━━━ MATERIAL

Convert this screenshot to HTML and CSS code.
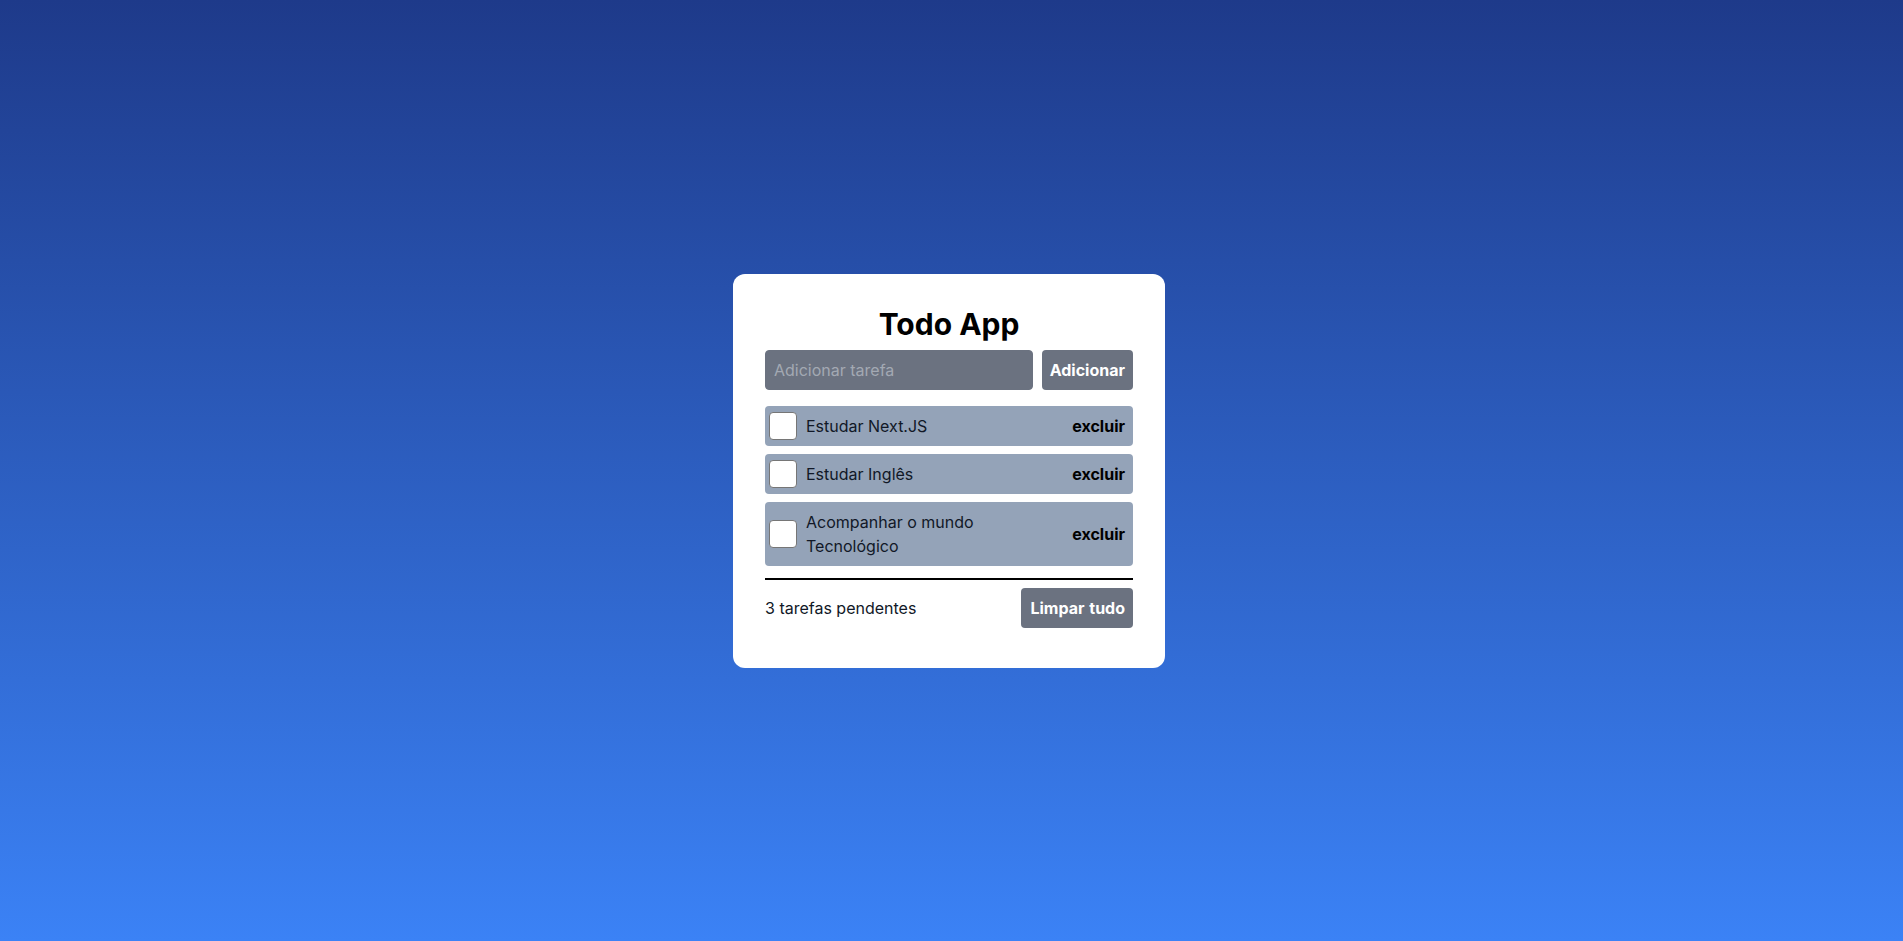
FILE: index.html
```html
<!DOCTYPE html>
<html lang="pt-BR">
<head>
<meta charset="utf-8">
<title>Todo App</title>
<link rel="stylesheet" href="styles.css">
</head>
<body>
<main class="card">
  <h1 class="title">Todo App</h1>
  <form class="add-form">
    <input class="add-input" type="text" placeholder="Adicionar tarefa">
    <button class="btn" type="button">Adicionar</button>
  </form>
  <ul class="list">
    <li class="item">
      <input class="check" type="checkbox">
      <span class="label">Estudar Next.JS</span>
      <button class="del" type="button">excluir</button>
    </li>
    <li class="item">
      <input class="check" type="checkbox">
      <span class="label">Estudar Inglês</span>
      <button class="del" type="button">excluir</button>
    </li>
    <li class="item">
      <input class="check" type="checkbox">
      <span class="label">Acompanhar o mundo Tecnológico</span>
      <button class="del" type="button">excluir</button>
    </li>
  </ul>
  <div class="footer">
    <span class="count">3 tarefas pendentes</span>
    <button class="btn btn-clear" type="button">Limpar tudo</button>
  </div>
</main>
</body>
</html>
```

FILE: styles.css
```css
* { box-sizing: border-box; }

html, body { height: 100%; }

body {
  margin: 0;
  min-height: 100vh;
  background: linear-gradient(to bottom, #1e3a8a, #3b82f6);
  display: flex;
  align-items: center;
  justify-content: center;
  font-family: Inter, "Noto Sans", sans-serif;
  font-size: 16px;
  line-height: 24px;
  color: #111827;
}

.card {
  background: #ffffff;
  border-radius: 12px;
  width: 432px;
  padding: 32px 32px 40px;
  margin-right: 5px;
}

.title {
  margin: 0 0 8px;
  font-size: 30px;
  line-height: 36px;
  font-weight: 700;
  text-align: center;
  color: #000;
}

.add-form {
  display: flex;
  gap: 9px;
  margin: 0;
}

.add-input {
  flex: 1;
  min-width: 0;
  height: 40px;
  background: #6b7280;
  border: 1px solid #6b7280;
  border-radius: 4px;
  padding: 0 8px;
  font-family: inherit;
  font-size: 16px;
  color: #fff;
  outline: none;
}

.add-input::placeholder { color: #a3a9b3; }

.btn {
  height: 40px;
  padding: 0 8px;
  background: #6b7280;
  color: #fff;
  border: none;
  border-radius: 4px;
  font-family: inherit;
  font-size: 16px;
  font-weight: 700;
}

.btn-clear { padding: 0 8px 0 9px; word-spacing: 1px; }

.list {
  list-style: none;
  margin: 16px 0 0;
  padding: 0 0 12px;
  border-bottom: 2px solid #000;
  display: flex;
  flex-direction: column;
  gap: 8px;
}

.item {
  display: flex;
  align-items: center;
  background: #94a3b8;
  border-radius: 4px;
  padding-left: 4px;
}

.check {
  appearance: none;
  -webkit-appearance: none;
  flex: none;
  width: 28px;
  height: 28px;
  margin: 0;
  background: #fff;
  border: 1px solid #767676;
  border-radius: 4px;
}

.label {
  flex: 1;
  min-width: 0;
  padding: 8px 8px 8px 9px;
  color: #111827;
  max-width: 250px;
}

.del {
  margin-left: auto;
  background: none;
  border: none;
  padding: 0 8px 0 0;
  font-family: inherit;
  font-size: 16px;
  font-weight: 700;
  color: #000;
}

.footer {
  margin-top: 8px;
  display: flex;
  align-items: center;
  justify-content: space-between;
}

.count { color: #111827; }
```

━━━━━━

*THE TASK:*
Output the data above without changes, apart from leaving out the pictures.

*SOLUTION TO THE PROBLEM:*
Convert this screenshot to HTML and CSS code.
FILE: index.html
```html
<!DOCTYPE html>
<html lang="pt-BR">
<head>
<meta charset="utf-8">
<title>Todo App</title>
<link rel="stylesheet" href="styles.css">
</head>
<body>
<main class="card">
  <h1 class="title">Todo App</h1>
  <form class="add-form">
    <input class="add-input" type="text" placeholder="Adicionar tarefa">
    <button class="btn" type="button">Adicionar</button>
  </form>
  <ul class="list">
    <li class="item">
      <input class="check" type="checkbox">
      <span class="label">Estudar Next.JS</span>
      <button class="del" type="button">excluir</button>
    </li>
    <li class="item">
      <input class="check" type="checkbox">
      <span class="label">Estudar Inglês</span>
      <button class="del" type="button">excluir</button>
    </li>
    <li class="item">
      <input class="check" type="checkbox">
      <span class="label">Acompanhar o mundo Tecnológico</span>
      <button class="del" type="button">excluir</button>
    </li>
  </ul>
  <div class="footer">
    <span class="count">3 tarefas pendentes</span>
    <button class="btn btn-clear" type="button">Limpar tudo</button>
  </div>
</main>
</body>
</html>
```

FILE: styles.css
```css
* { box-sizing: border-box; }

html, body { height: 100%; }

body {
  margin: 0;
  min-height: 100vh;
  background: linear-gradient(to bottom, #1e3a8a, #3b82f6);
  display: flex;
  align-items: center;
  justify-content: center;
  font-family: Inter, "Noto Sans", sans-serif;
  font-size: 16px;
  line-height: 24px;
  color: #111827;
}

.card {
  background: #ffffff;
  border-radius: 12px;
  width: 432px;
  padding: 32px 32px 40px;
  margin-right: 5px;
}

.title {
  margin: 0 0 8px;
  font-size: 30px;
  line-height: 36px;
  font-weight: 700;
  text-align: center;
  color: #000;
}

.add-form {
  display: flex;
  gap: 9px;
  margin: 0;
}

.add-input {
  flex: 1;
  min-width: 0;
  height: 40px;
  background: #6b7280;
  border: 1px solid #6b7280;
  border-radius: 4px;
  padding: 0 8px;
  font-family: inherit;
  font-size: 16px;
  color: #fff;
  outline: none;
}

.add-input::placeholder { color: #a3a9b3; }

.btn {
  height: 40px;
  padding: 0 8px;
  background: #6b7280;
  color: #fff;
  border: none;
  border-radius: 4px;
  font-family: inherit;
  font-size: 16px;
  font-weight: 700;
}

.btn-clear { padding: 0 8px 0 9px; word-spacing: 1px; }

.list {
  list-style: none;
  margin: 16px 0 0;
  padding: 0 0 12px;
  border-bottom: 2px solid #000;
  display: flex;
  flex-direction: column;
  gap: 8px;
}

.item {
  display: flex;
  align-items: center;
  background: #94a3b8;
  border-radius: 4px;
  padding-left: 4px;
}

.check {
  appearance: none;
  -webkit-appearance: none;
  flex: none;
  width: 28px;
  height: 28px;
  margin: 0;
  background: #fff;
  border: 1px solid #767676;
  border-radius: 4px;
}

.label {
  flex: 1;
  min-width: 0;
  padding: 8px 8px 8px 9px;
  color: #111827;
  max-width: 250px;
}

.del {
  margin-left: auto;
  background: none;
  border: none;
  padding: 0 8px 0 0;
  font-family: inherit;
  font-size: 16px;
  font-weight: 700;
  color: #000;
}

.footer {
  margin-top: 8px;
  display: flex;
  align-items: center;
  justify-content: space-between;
}

.count { color: #111827; }
```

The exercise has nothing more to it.